One Big Cut vs. Multiple Small Reductions

Sellers often prefer to take small steps — reduce by $5K, wait two weeks, reduce by $5K again. It feels more controlled. In practice, it signals indecision to the market and extends your days on market without solving the core problem.

The agents at EXL Realty Group consistently advise sellers toward one decisive cut rather than a series of minor adjustments. Here is why: each price change triggers a notification to buyers who have saved your listing. You have one chance to make that notification count. A $20,000 reduction at day 18 creates urgency. Three $7,000 reductions over six weeks creates fatigue.

If you've run the comps, reviewed the feedback, and identified the right price point — move there directly. Don't drip your way to the number the market already told you it would accept.

Strategy Check: Before your listing goes live, agree with your agent on a specific trigger — a date or a showing count — at which you'll reassess pricing without negotiation. Sellers who decide this in advance act faster and net more than those who decide reactively under pressure.

How to Approach the Reduction Conversation With Your Agent

A good agent should bring you pricing data proactively — not wait for you to ask. If you're not receiving weekly showing traffic reports, buyer feedback summaries, and updated comp analyses, ask for them. You should know exactly where you stand at every point in your listing period.

When you're evaluating a reduction, ask your agent to pull the active competition at your revised price point. You're not just repricing — you're repositioning against a different set of homes, some of which may have just come on the market.
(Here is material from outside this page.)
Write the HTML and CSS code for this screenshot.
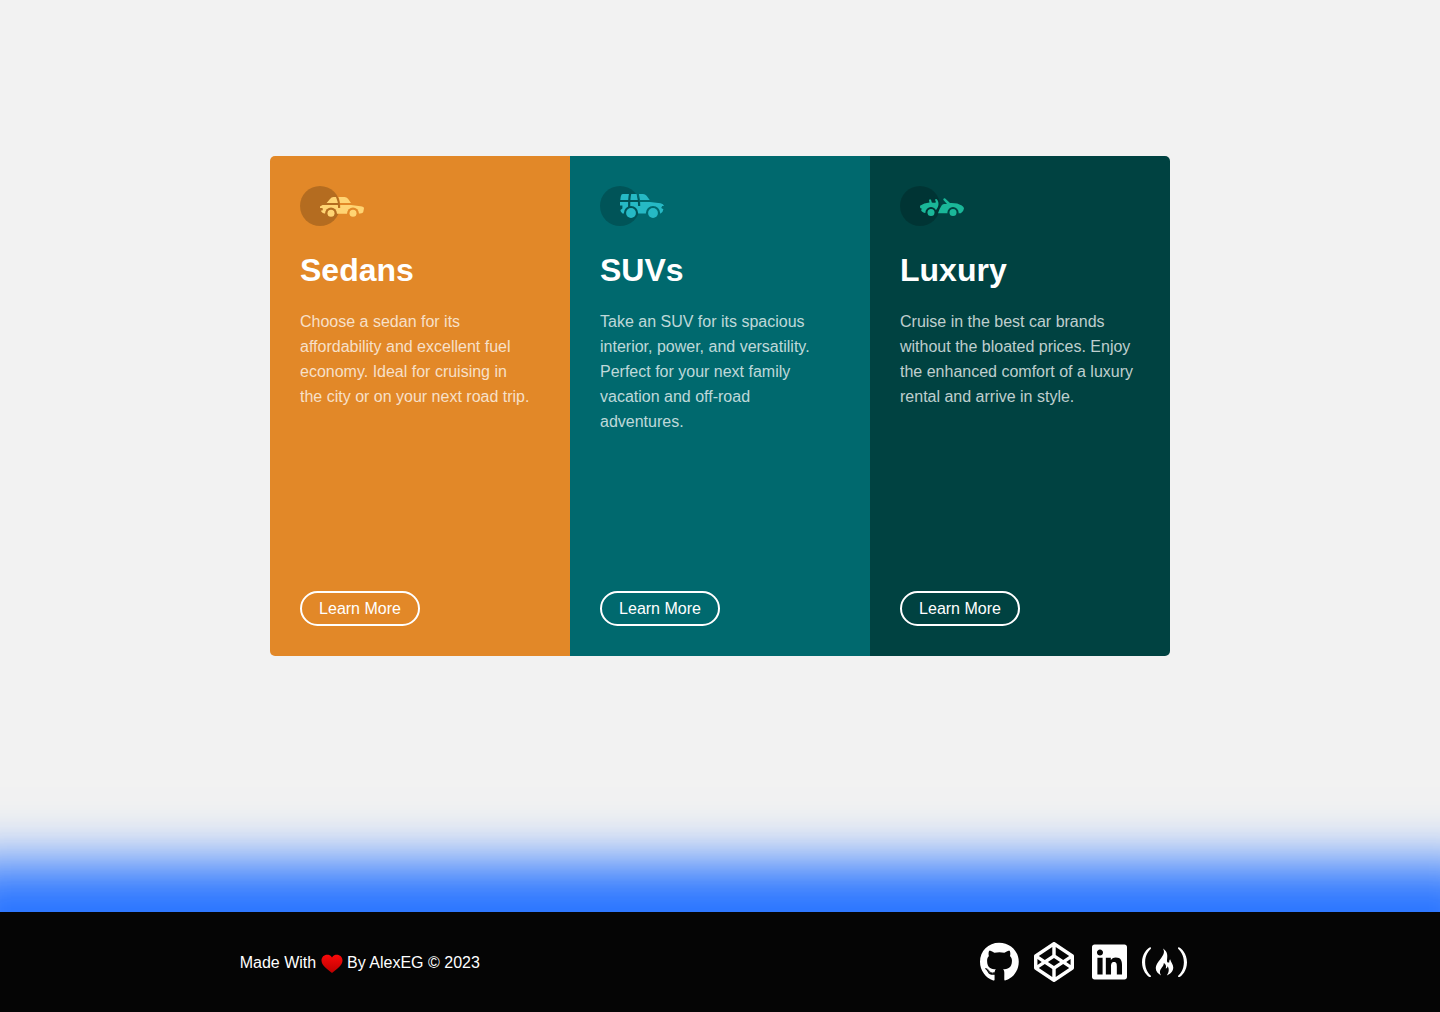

Make sure the new number makes you competitive in that revised set, not just cheaper than your old price.

The DFW market rewards sellers who are data-driven and decisive. Homes that are priced right from the start — or corrected quickly when signals emerge — consistently outperform listings that drift. Your goal isn't just to sell. It's to sell at the best number the market will support, and that requires staying ahead of the data, not behind it.